7 de abril de 2023

A virgem dos sicários, de Fernando Vallejo

Éramos, e de longe, o país mais criminoso da Terra, e Medellín, a capital do ódio.

Em A virgem dos sicários (tradução de Rosa Freire D'Aguiar), do colombiano Fernando Vallejo, Medellín é, sem dúvidas, a personagem mais importante. Vista pelo olhar amargurado de seu narrador, um homem de meia-idade, gramático, gay e amargo, em sua errância pela cidade e história, ao lado de Alexis, um jovem sicário.

A relação segue uma crescente demarcada por um sentimento ambíguo, não é só sexo tampouco amor, mas, sim, algo próximo da devoção. Ao longo do romance, vê-se uma estranha forma de lidar com a sacralidade. Materializado nas igrejas e virgens impassíveis sobre o tremular frenético das chamas das velas e dos lábios peregrinos, o sagrado encarna-se no corpo nu de Alexis, no rito impudico do amor que celebram, na devoção muda, inominada e recíproca.

E não me venham os mexeriqueiros, que nunca faltam, com a história de que mataram o inocente por ouvir música alta. Aqui ninguém é inocente, seus porcos. Nós o matamos porque era um chichipato, um detrito, um lixo, porque existia. Porque contaminava o ar e a água do rio. Ah, chichipato, nas comunas, quer dizer "delinquente de décima categoria", um "ratinho", isso.

O narrador diverte-se com as ambições pequenas do sicário, e o sicário o celebra por meio de sua pontaria e dedicação ao ofício da morte. É um de seus anjos, a fazer justiça em uma terra em que não há um só justo.

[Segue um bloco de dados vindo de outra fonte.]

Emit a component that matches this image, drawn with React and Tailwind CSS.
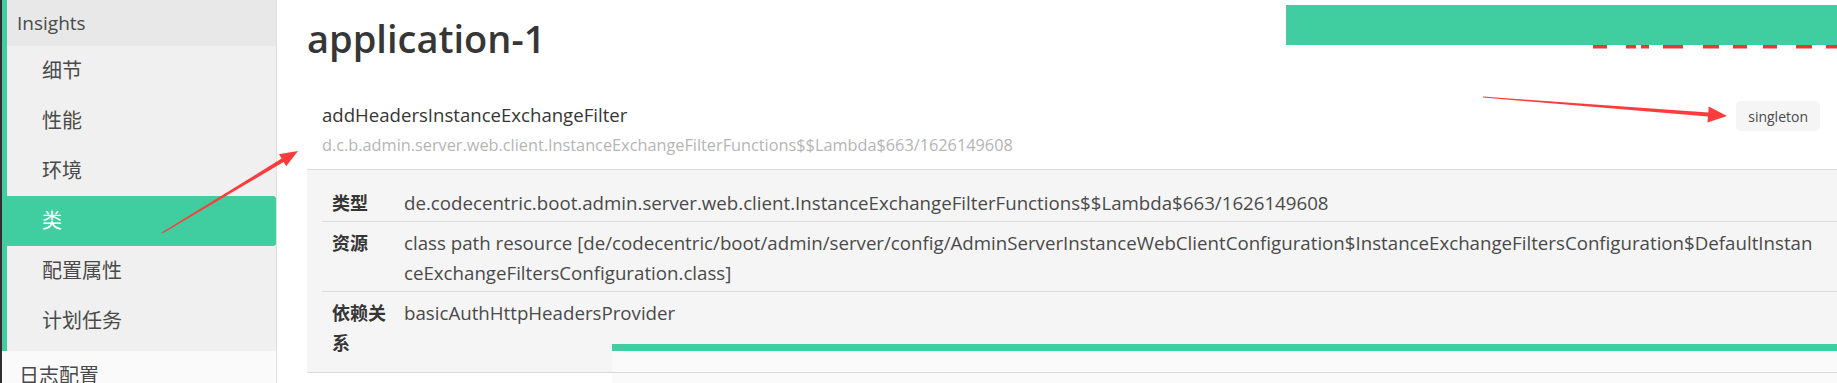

A cidade padece sem as leis que lhe deveriam trazer ordem, mas por incapacidade estatal ou corrupção institucional, é lançada a inescapável ler do morrer ou sobreviver. Assim, a Morte, com M maiuscúla, desponta como entidade, uma virgem venerada num templo a céu aberto, cujos sacerdotes de armas em punho executam o sacramento da extrema-unção.

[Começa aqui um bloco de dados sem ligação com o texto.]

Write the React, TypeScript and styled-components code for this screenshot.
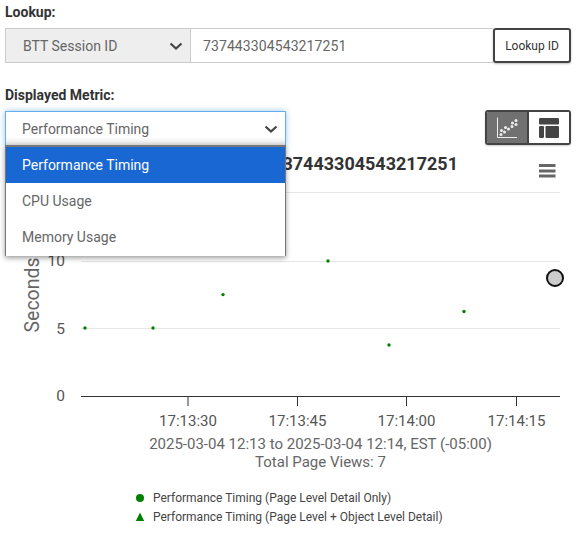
import React from "react";
import styled, { createGlobalStyle } from "styled-components";

const Global = createGlobalStyle`
  html, body { margin: 0; padding: 0; background: #fff; }
  body { font-family: Roboto, "Liberation Sans", sans-serif; }
`;
const Page = styled.div`
  width: 584px;
  height: 535px;
  overflow: hidden;
  position: relative;
`;
const Controls = styled.div`
  padding: 4px 13px 0 5px;
  display: flex;
  flex-direction: column;
`;
const Label = styled.div`
  font-size: 14px;
  font-weight: 700;
  line-height: 16px;
  color: #333;
  margin-bottom: 8px;
`;
const LookupRow = styled.div`
  display: flex;
  height: 35px;
  margin-bottom: 24px;
`;
const SelectBox = styled.div`
  width: 186px;
  box-sizing: border-box;
  display: flex;
  align-items: center;
  justify-content: space-between;
  padding: 0 6px 0 17px;
  background: #eee;
  border: 1px solid #ccc;
  font-size: 14px;
  color: #666;
`;
const IdInput = styled.div`
  flex: 1;
  border-top: 1px solid #ccc;
  border-bottom: 1px solid #ccc;
  display: flex;
  align-items: center;
  padding-left: 12px;
  font-size: 14px;
  letter-spacing: 0.1px;
  color: #666;
`;
const LookupButton = styled.button`
  width: 78px;
  box-sizing: border-box;
  border: 2px solid #444;
  border-radius: 3px;
  background: #fff;
  font: 400 12px Roboto, sans-serif;
  color: #333;
  padding: 0;
  box-shadow: 0 1px 2px rgba(0,0,0,.25);
`;
const MetricRow = styled.div`
  display: flex;
  justify-content: space-between;
  height: 35px;
`;
const MetricWrap = styled.div`
  position: relative;
  width: 281px;
`;
const MetricSelect = styled.div`
  height: 35px;
  box-sizing: border-box;
  border: 1px solid #66afe9;
  box-shadow: 0 0 6px rgba(102,175,233,.7), inset 0 -8px 6px -5px rgba(0,0,0,.14);
  display: flex;
  align-items: center;
  justify-content: space-between;
  padding: 0 6px 0 16px;
  font-size: 14px;
  color: #666;
  background: #fff;
`;
const Menu = styled.div`
  position: absolute;
  z-index: 2;
  left: 0;
  right: 0;
  top: 34px;
  height: 111px;
  box-sizing: border-box;
  background: #fff;
  border: 1px solid #777;
  border-top-width: 2px;
  border-bottom: none;
  box-shadow: 0 2px 5px rgba(0,0,0,.4);
`;
const MenuItem = styled.div<{ $active?: boolean }>`
  height: 36px;
  display: flex;
  align-items: center;
  padding-left: 16px;
  font-size: 14px;
  color: ${p => (p.$active ? "#fff" : "#666")};
  background: ${p => (p.$active ? "#1967d2" : "#fff")};
`;
const Toggle = styled.div`
  display: flex;
  width: 86px;
  height: 35px;
  margin-top: -1px;
  box-sizing: border-box;
  border: 2px solid #444;
  border-radius: 3px;
  box-shadow: 0 1px 2px rgba(0,0,0,.2);
  overflow: hidden;
`;
const ToggleButton = styled.div<{ $on?: boolean }>`
  flex: 1;
  display: flex;
  align-items: center;
  justify-content: center;
  background: ${p => (p.$on ? "#717171" : "#fff")};
  border-right: ${p => (p.$on ? "2px solid #444" : "none")};
`;
const Chart = styled.svg`
  display: block;
  width: 584px;
  height: 389px;
  font-family: Roboto, sans-serif;
`;
const Chevron = () => (
  <svg width="16" height="16" viewBox="0 0 16 16">
    <path d="M2.5 5.5 L8 10.5 L13.5 5.5" fill="none" stroke="#444" strokeWidth="2.2" />
  </svg>
);

const pts: [number, number][] = [[85, 328], [153, 328], [223, 294.6], [328, 261], [389, 345], [464, 311.5]];
const ticks: [number, string][] = [[188, "17:13:30"], [297.5, "17:13:45"], [406.5, "17:14:00"], [516.5, "17:14:15"]];

export default function App() {
  return (
    <Page>
      <Global />
      <Controls>
        <Label>Lookup:</Label>
        <LookupRow>
          <SelectBox>BTT Session ID <Chevron /></SelectBox>
          <IdInput>737443304543217251</IdInput>
          <LookupButton>Lookup ID</LookupButton>
        </LookupRow>
        <Label>Displayed Metric:</Label>
        <MetricRow>
          <MetricWrap>
            <MetricSelect>Performance Timing <Chevron /></MetricSelect>
            <Menu>
              <MenuItem $active>Performance Timing</MenuItem>
              <MenuItem>CPU Usage</MenuItem>
              <MenuItem>Memory Usage</MenuItem>
            </Menu>
          </MetricWrap>
          <Toggle>
            <ToggleButton $on>
              <svg width="22" height="22" viewBox="0 0 22 22">
                <path d="M1.5 0.5 V20.5 H21" fill="none" stroke="#eee" strokeWidth="1" />
                <g fill="#eee">
                  {[[5, 17.5], [5.5, 13.5], [8.5, 15], [9.5, 10.5], [12.5, 12], [16, 9.5], [16.5, 6], [20, 7.5], [20, 3.5]].map(([x, y], i) => (
                    <circle key={i} cx={x} cy={y} r="1.5" />
                  ))}
                </g>
              </svg>
            </ToggleButton>
            <ToggleButton>
              <svg width="20" height="20" viewBox="0 0 20 20">
                <g fill="#444">
                  <rect x="0" y="0" width="20" height="6.5" rx="1.2" />
                  <rect x="0" y="8" width="5" height="12" rx="1.2" />
                  <rect x="6.5" y="8" width="13.5" height="12" rx="1.2" />
                </g>
              </svg>
            </ToggleButton>
          </Toggle>
        </MetricRow>
      </Controls>
      <Chart viewBox="0 146 584 389">
        <text x="458" y="170" textAnchor="end" fontSize="18" fontWeight="700" fill="#333">BTT Session ID: 737443304543217251</text>
        <g stroke="#666" strokeWidth="3">
          <line x1="539" x2="555.5" y1="165.5" y2="165.5" />
          <line x1="539" x2="555.5" y1="171" y2="171" />
          <line x1="539" x2="555.5" y1="176" y2="176" />
        </g>
        <g stroke="#e6e6e6">
          <line x1="81" x2="560" y1="192.5" y2="192.5" />
          <line x1="81" x2="560" y1="261.5" y2="261.5" />
          <line x1="81" x2="560" y1="328.5" y2="328.5" />
        </g>
        <line x1="81" x2="560" y1="396.5" y2="396.5" stroke="#333" />
        {ticks.map(([x, t]) => (
          <g key={t}>
            <line x1={x} x2={x} y1="396" y2="406" stroke="#333" />
            <text x={x} y="426" textAnchor="middle" fontSize="15" fill="#555">{t}</text>
          </g>
        ))}
        <g textAnchor="end" fontSize="15.5" fill="#555">
          <text x="65" y="266">10</text>
          <text x="65" y="334">5</text>
          <text x="65" y="401">0</text>
        </g>
        <text transform="translate(39 295) rotate(-90)" textAnchor="middle" fontSize="19.5" fill="#666">Seconds</text>
        {pts.map(([x, y]) => (
          <circle key={x} cx={x} cy={y} r="1.7" fill="#008000" />
        ))}
        <circle cx="555" cy="278" r="8" fill="#ccc" stroke="#111" strokeWidth="2" />
        <g textAnchor="middle" fontSize="15" fill="#666">
          <text x="320.5" y="449">2025-03-04 12:13 to 2025-03-04 12:14, EST (-05:00)</text>
          <text x="320.5" y="467">Total Page Views: 7</text>
        </g>
        <circle cx="140" cy="498" r="4" fill="#008000" />
        <path d="M140 512.5 L144.2 521 L135.8 521 Z" fill="#008000" />
        <g fontSize="12" fill="#444">
          <text x="153" y="502">Performance Timing (Page Level Detail Only)</text>
          <text x="153" y="521">Performance Timing (Page Level + Object Level Detail)</text>
        </g>
      </Chart>
    </Page>
  );
}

A Justiça em Medellín tem olhos abertos, nenhuma balança e revólver engatilhado, sem perdão, sem misericórdia, sem nem mesmo ódio ou propósito, é a morte pela morte.

[...] Deus é o Diabo. Os dois são um, a tese e a antítese. Claro que Deus existe, por toda parte encontro sinais de sua maldade.

Nem mesmo o narrador, posto como o humano no romance, é capaz de organizar toda a revolta que sente. Talvez a violência de sua própria trajetória seja o que alimenta seu ódio à Colômbia, à pobreza de sua gente, à inutilidade de suas crenças. Alexis canaliza essa fúria contida pelo intelecto no único modo que lhe foi permitido existir, como um agente da Morte.

A narrativa é veloz, tomada num fôlego único, um relato despojado, despudorado e sincero a alguém, não se sabe quem, mas talvez ao futuro, aos que virão e tenderão a esquecer ou minorar a história que se perde no fluxo da cidade, nas notícias sempre atrasadas, nos corpos amontoados em necrotérios e normalizados pelo cotidiano da cidade. É a guerra tomada como rotina. A violência recitada como um credo. Tiros disparados como as Ave Marias em um rosário.

A acidez com que o narrador constrói suas críticas, o desprezo pela vida humana, o fascínio e a repulsa pelo trancendente, pelo imortal, pelo perene ressaltam-se no seu esforço pela finitude, na sua devoção ao Anjo, na necessidade de não permanecer no mesmo lugar.

O passado é visto por entre frestas, como algo desnecessário, e, quando aponta, é sempre coletivo.

A habilidade de Vallejo em imprimir ritmo e no uso do espaço impressiona, e acrescenta ao romance ainda mais virulência e desprezo. Em momento algum recorre ao leitor pra lhe complementar as sensações e sentimentos. Tudo está no texto. Além disso, há camadas e camadas por descobrir, de técnica narrativa, de crítica social, de construção de personagens, do jogo entre sagrado e profano.

Interessante que num romance cujo título remete a fé dos sicários, quer para guiar seus tiros, quer para proteção, o de mais sagrado e puro seja a celebração do encontro do corpo de um homem gay de meia-idade com outro ainda jovem, belo e protegido pela Virgem em um escapulário. Nada mais bonito, nada mais honesto, e, por isso, nada mais sagrado.